▶ **What the task asks**
Bring together all lines of the material below that contain the string "this".
# start of Material for the task
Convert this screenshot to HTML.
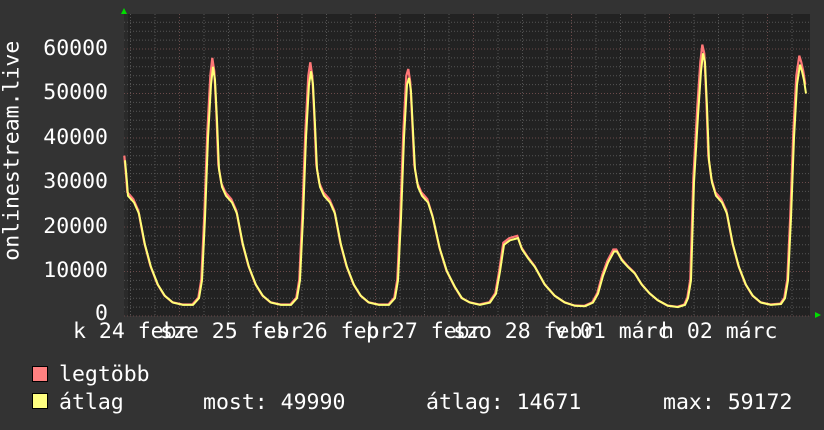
# end of Material for the task
# start of Material for the task
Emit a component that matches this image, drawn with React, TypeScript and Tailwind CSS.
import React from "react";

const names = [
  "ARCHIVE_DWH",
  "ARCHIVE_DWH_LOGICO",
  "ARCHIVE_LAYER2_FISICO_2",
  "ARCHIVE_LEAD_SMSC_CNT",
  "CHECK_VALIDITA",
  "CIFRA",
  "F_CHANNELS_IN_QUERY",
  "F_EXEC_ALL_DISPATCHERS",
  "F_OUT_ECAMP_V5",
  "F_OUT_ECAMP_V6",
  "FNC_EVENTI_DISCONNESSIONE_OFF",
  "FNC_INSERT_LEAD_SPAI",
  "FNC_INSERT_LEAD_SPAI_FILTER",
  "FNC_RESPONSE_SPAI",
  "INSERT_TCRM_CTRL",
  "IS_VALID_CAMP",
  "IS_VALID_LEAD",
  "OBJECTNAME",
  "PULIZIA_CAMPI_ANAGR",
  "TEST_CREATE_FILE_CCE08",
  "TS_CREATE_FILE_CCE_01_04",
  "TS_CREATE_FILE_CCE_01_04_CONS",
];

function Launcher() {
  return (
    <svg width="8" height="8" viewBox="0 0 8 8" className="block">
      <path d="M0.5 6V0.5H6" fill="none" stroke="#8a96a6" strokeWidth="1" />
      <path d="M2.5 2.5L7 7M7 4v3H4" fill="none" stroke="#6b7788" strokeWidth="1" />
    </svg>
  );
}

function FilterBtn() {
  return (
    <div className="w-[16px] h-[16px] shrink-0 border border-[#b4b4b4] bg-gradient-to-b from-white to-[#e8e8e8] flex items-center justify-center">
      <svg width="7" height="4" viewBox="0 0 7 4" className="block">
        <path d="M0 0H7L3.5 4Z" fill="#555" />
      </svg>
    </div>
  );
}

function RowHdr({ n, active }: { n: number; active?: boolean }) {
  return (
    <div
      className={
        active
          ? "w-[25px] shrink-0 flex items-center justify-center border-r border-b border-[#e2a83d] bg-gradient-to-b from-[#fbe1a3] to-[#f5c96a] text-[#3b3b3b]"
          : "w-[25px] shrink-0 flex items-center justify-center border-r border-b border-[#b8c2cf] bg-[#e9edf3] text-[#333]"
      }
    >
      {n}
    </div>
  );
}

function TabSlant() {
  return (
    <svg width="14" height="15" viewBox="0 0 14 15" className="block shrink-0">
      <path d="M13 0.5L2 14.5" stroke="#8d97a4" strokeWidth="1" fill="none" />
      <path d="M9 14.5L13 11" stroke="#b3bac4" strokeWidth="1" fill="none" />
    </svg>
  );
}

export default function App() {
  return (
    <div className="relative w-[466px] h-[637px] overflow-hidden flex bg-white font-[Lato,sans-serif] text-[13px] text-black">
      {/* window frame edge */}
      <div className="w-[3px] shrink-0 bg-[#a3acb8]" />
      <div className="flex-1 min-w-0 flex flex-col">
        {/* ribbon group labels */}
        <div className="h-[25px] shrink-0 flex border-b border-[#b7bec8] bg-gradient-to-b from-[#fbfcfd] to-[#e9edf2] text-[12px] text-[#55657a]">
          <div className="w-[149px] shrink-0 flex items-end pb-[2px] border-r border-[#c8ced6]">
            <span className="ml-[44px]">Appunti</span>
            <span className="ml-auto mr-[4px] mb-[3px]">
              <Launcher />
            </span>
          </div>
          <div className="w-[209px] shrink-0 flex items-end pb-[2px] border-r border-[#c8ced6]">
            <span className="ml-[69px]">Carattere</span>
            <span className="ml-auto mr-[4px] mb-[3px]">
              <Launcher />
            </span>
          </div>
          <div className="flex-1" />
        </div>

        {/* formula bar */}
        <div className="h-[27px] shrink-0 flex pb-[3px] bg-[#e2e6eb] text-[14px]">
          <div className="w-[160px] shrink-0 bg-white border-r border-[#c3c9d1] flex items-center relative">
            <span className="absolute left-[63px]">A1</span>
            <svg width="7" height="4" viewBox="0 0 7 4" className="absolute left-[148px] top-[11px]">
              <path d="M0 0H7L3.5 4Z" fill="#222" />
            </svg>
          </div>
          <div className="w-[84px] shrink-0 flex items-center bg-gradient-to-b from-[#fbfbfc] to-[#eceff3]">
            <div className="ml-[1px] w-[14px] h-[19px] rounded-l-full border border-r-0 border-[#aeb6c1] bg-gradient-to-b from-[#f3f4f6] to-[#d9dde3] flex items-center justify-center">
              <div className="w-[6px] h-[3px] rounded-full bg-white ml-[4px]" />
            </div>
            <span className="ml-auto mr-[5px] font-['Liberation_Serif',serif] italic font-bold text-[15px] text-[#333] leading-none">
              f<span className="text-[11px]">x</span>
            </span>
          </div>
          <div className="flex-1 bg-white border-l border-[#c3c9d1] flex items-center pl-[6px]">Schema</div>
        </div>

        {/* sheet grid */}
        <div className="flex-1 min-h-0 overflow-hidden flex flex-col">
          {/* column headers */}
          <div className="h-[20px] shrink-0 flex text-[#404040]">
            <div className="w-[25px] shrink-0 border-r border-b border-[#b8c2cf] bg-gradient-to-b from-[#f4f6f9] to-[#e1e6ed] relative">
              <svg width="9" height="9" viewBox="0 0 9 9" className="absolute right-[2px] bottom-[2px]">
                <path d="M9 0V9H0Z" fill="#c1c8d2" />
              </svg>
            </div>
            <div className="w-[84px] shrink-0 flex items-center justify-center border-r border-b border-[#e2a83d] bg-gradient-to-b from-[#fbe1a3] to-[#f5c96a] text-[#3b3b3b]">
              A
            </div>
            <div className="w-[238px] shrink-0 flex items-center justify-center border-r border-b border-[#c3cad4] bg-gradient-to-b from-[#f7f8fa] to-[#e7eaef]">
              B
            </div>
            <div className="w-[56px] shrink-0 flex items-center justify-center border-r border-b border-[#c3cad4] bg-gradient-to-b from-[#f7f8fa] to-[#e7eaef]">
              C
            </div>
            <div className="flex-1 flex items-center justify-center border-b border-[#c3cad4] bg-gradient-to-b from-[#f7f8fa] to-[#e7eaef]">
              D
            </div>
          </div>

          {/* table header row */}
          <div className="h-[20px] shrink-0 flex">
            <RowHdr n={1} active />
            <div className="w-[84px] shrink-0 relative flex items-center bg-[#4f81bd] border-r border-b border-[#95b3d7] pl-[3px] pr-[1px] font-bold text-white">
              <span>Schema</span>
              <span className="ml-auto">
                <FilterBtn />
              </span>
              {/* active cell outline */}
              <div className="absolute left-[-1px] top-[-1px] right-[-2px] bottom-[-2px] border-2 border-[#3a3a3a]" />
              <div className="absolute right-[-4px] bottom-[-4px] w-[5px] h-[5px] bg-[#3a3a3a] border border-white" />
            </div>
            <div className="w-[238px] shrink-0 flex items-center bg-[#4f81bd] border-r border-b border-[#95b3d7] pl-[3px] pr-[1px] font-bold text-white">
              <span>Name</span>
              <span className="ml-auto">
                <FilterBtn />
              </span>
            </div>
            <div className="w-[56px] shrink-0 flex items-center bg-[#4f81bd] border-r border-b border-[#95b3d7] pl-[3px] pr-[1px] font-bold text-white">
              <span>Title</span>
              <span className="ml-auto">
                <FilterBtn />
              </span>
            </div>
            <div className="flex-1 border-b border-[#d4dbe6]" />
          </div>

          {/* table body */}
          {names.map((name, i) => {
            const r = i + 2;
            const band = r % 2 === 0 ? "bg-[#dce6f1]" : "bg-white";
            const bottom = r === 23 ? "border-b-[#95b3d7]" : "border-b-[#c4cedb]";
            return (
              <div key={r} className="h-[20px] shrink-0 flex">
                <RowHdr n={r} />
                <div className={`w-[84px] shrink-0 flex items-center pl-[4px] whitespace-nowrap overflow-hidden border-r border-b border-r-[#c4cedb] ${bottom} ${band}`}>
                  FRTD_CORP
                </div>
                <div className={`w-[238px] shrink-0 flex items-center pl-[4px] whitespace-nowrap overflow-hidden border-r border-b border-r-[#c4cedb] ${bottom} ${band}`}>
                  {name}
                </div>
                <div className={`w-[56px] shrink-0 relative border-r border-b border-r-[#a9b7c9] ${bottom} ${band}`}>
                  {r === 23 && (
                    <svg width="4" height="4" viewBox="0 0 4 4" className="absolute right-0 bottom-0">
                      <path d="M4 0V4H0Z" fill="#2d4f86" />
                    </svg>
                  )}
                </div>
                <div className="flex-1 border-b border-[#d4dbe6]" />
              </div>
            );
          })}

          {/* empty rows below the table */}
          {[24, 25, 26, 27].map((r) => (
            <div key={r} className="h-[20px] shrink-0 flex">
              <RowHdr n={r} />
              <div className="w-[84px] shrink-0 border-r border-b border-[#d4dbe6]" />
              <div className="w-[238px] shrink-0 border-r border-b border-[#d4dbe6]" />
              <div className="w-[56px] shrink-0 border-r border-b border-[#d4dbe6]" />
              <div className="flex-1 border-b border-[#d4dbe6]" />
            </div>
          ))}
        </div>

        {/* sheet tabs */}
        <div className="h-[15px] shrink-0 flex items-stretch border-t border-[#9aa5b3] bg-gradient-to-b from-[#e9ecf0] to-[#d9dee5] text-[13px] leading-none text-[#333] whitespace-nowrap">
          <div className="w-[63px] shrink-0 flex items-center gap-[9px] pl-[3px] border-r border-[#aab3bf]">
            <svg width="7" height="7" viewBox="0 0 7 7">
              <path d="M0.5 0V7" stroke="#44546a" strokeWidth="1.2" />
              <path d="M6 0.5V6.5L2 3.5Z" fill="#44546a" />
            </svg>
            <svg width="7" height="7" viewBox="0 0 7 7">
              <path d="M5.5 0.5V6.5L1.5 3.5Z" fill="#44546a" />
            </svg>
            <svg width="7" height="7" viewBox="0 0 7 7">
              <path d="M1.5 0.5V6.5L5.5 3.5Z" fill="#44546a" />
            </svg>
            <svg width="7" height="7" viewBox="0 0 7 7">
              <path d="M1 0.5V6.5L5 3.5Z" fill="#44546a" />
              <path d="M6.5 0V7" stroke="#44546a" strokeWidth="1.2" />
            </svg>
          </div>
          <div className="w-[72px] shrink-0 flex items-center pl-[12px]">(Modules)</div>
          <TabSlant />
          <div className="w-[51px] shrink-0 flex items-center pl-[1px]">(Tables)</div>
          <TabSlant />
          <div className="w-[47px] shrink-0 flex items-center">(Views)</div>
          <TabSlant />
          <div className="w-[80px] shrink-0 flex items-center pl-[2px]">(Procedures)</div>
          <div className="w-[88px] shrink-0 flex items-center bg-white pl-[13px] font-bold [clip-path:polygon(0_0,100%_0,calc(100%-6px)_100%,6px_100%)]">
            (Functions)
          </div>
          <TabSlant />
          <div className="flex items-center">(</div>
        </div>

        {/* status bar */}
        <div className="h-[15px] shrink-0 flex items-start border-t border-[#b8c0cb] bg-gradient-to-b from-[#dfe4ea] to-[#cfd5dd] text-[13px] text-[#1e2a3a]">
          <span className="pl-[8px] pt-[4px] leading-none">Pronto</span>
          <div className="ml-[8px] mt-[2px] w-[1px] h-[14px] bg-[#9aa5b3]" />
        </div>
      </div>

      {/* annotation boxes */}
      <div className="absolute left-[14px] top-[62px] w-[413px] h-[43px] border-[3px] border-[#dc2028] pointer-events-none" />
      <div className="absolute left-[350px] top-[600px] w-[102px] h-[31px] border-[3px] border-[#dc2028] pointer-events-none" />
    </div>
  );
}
# end of Material for the task
▶ **Output of the exercise**
Convert this screenshot to HTML.
Emit a component that matches this image, drawn with React, TypeScript and Tailwind CSS.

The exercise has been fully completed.